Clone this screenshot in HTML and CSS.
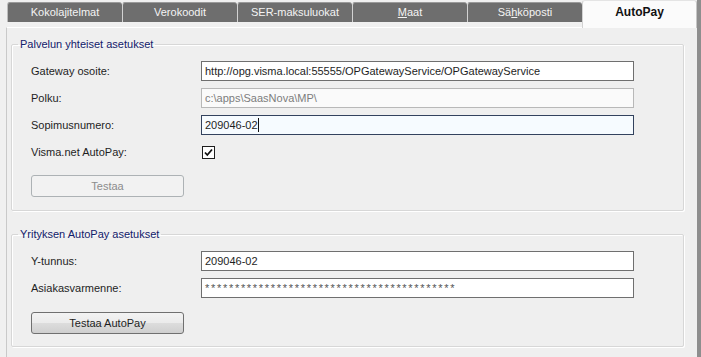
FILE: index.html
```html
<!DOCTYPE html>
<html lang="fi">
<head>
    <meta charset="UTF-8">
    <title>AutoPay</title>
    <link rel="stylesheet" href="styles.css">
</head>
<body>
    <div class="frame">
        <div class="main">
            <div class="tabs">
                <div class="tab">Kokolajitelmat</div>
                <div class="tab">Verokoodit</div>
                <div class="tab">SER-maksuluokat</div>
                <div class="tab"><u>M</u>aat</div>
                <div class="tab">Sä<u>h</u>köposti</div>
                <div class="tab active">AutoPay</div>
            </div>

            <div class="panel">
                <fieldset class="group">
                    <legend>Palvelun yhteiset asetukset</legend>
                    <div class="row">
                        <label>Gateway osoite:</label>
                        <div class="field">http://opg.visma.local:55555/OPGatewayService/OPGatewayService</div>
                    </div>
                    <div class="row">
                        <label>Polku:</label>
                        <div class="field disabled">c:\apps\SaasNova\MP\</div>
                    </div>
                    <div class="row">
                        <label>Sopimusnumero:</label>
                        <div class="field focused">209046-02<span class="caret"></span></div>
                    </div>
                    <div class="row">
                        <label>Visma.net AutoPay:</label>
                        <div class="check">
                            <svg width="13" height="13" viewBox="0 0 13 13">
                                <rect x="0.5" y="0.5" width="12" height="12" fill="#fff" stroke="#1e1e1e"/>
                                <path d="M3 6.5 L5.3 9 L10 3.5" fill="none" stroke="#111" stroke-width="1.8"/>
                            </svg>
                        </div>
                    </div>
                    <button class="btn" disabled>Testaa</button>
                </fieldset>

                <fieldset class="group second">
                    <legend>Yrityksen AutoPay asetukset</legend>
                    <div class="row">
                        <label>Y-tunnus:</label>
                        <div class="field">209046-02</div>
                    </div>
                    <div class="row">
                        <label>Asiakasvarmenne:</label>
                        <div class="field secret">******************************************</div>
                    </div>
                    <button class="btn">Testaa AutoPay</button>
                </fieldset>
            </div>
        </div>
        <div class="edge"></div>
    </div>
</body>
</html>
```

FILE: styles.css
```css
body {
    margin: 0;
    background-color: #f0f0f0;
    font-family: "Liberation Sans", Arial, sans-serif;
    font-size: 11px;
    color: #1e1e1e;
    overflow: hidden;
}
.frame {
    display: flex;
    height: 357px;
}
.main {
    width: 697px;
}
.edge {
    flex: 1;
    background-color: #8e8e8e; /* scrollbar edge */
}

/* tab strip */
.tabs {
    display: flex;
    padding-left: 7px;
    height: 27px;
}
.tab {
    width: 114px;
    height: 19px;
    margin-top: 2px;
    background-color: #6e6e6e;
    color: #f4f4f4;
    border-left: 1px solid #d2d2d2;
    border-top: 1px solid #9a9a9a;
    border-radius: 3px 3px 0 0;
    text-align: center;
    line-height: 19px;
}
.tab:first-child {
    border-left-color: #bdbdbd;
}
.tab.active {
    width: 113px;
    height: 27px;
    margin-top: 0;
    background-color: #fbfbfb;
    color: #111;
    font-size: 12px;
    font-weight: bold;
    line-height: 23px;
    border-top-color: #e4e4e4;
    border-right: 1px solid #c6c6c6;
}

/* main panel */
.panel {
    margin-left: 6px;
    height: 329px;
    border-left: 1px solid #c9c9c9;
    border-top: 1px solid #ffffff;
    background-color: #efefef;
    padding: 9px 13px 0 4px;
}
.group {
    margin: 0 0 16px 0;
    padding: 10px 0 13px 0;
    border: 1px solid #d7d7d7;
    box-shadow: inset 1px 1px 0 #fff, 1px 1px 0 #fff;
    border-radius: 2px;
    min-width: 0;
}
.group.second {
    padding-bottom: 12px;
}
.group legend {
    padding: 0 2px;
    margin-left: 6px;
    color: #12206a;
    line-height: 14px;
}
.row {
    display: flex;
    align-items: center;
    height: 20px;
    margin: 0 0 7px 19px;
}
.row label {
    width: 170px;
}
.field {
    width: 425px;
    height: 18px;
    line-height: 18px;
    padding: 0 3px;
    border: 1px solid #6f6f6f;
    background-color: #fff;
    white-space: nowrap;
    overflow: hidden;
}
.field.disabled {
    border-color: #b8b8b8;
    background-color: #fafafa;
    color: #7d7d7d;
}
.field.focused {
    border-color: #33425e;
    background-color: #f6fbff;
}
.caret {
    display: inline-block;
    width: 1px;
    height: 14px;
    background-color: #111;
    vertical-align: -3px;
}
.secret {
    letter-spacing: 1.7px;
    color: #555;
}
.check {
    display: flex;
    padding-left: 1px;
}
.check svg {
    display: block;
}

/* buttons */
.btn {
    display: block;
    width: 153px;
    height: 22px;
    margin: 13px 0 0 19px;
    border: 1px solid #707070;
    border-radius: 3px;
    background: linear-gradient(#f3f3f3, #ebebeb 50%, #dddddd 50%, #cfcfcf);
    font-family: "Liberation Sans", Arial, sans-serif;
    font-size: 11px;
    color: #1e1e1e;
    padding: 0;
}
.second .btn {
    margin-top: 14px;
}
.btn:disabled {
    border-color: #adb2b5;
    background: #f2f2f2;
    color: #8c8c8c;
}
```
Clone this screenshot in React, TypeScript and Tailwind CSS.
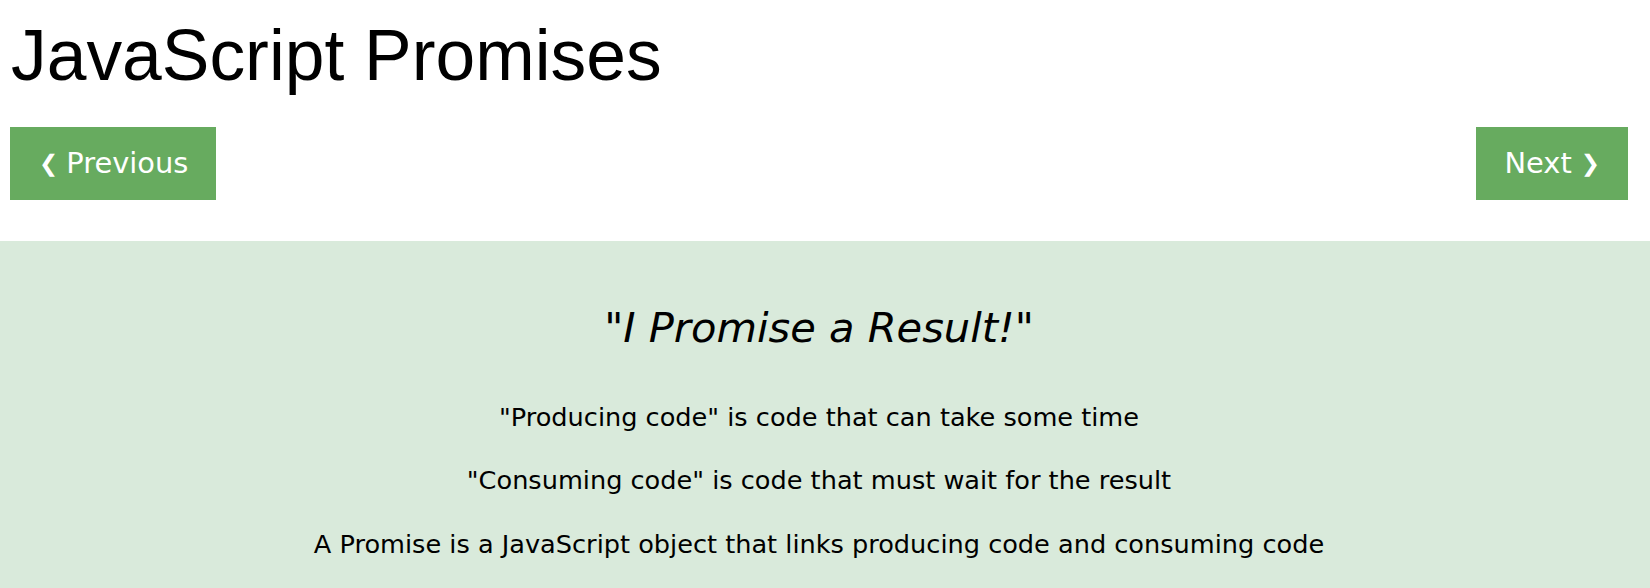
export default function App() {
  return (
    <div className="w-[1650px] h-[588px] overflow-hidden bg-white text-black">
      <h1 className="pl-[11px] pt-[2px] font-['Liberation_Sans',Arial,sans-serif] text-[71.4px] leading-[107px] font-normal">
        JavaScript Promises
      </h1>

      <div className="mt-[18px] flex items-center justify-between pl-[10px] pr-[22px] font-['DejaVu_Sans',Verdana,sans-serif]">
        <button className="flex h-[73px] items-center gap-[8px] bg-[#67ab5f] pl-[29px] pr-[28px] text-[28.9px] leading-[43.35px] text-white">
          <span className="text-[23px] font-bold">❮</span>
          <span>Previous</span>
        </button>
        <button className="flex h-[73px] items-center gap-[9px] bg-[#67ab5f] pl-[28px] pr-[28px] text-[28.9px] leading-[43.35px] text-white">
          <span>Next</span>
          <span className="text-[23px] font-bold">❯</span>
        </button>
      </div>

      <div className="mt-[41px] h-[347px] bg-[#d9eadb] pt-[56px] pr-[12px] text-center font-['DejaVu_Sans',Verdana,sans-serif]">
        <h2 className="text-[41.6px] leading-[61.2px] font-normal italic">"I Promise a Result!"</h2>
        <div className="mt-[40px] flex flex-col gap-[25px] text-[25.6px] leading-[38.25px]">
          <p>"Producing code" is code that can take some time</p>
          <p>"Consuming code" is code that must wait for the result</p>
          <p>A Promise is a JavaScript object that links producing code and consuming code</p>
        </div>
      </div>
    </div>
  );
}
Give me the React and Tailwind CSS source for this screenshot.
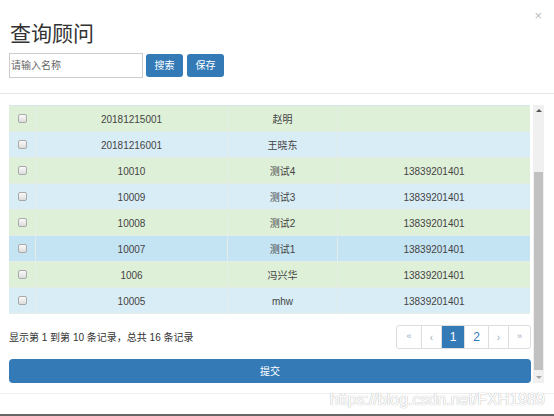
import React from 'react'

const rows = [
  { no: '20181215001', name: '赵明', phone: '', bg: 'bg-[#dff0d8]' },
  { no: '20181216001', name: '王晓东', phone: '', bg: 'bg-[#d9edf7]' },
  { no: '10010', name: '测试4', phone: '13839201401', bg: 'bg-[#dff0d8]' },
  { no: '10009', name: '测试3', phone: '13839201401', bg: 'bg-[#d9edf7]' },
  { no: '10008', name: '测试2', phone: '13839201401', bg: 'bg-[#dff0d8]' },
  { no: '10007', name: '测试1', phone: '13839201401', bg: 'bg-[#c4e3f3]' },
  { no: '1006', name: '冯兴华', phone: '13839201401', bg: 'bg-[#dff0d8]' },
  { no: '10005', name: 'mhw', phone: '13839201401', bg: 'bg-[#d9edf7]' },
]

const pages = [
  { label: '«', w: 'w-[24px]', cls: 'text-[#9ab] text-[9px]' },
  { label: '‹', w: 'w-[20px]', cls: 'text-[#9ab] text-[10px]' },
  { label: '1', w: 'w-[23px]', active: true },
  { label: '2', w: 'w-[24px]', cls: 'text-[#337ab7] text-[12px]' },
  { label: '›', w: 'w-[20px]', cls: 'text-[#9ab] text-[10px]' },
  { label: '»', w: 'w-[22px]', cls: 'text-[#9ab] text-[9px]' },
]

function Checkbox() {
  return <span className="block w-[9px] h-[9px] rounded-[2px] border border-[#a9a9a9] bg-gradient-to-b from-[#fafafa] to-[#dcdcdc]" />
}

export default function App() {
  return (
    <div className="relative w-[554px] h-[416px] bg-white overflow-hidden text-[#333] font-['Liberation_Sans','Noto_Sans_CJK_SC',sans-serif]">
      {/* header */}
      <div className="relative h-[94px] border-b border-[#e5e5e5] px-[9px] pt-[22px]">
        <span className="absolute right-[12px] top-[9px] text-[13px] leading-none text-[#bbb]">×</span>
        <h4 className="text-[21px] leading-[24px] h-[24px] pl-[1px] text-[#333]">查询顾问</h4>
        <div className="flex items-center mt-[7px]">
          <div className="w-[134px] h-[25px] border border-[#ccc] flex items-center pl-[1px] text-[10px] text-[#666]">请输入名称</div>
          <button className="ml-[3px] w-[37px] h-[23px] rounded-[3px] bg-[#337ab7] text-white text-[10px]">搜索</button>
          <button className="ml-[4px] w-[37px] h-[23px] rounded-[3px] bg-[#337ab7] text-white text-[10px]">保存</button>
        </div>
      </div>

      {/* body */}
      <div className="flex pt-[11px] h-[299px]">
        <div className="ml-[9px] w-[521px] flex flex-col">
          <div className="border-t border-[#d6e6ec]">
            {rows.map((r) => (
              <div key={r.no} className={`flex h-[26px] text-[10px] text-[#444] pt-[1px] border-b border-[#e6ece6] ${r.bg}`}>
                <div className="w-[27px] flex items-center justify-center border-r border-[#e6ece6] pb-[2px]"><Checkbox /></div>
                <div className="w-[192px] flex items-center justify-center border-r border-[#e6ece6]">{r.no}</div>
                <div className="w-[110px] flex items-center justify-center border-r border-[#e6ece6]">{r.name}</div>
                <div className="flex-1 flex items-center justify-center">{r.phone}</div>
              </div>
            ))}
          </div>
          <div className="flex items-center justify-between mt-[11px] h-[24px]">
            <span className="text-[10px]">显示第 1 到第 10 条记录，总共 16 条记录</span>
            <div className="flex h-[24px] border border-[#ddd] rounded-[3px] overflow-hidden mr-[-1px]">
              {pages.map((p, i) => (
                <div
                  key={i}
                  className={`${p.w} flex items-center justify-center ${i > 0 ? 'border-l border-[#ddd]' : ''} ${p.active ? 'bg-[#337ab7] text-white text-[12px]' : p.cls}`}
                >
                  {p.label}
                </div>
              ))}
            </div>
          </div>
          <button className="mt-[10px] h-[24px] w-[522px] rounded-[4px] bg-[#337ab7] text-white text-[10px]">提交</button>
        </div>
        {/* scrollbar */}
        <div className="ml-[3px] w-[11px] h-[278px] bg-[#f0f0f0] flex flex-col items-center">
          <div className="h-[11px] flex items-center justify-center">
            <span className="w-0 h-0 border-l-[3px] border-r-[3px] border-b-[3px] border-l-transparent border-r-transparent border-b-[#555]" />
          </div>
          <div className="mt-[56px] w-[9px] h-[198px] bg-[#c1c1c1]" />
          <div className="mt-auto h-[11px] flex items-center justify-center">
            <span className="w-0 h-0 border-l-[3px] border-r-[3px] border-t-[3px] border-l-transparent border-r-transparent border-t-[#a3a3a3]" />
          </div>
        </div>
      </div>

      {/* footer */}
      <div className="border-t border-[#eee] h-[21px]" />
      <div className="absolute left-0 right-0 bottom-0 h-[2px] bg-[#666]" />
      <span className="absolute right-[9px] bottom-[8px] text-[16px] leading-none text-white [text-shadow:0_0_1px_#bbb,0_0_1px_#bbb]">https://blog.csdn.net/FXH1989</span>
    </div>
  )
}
......
EXERCISE >> Copy out the lines in which the string "Tailwind" appears.

ANSWER IN FULL >>
Clone this screenshot in React, TypeScript and Tailwind CSS.
Give me the React and Tailwind CSS source for this screenshot.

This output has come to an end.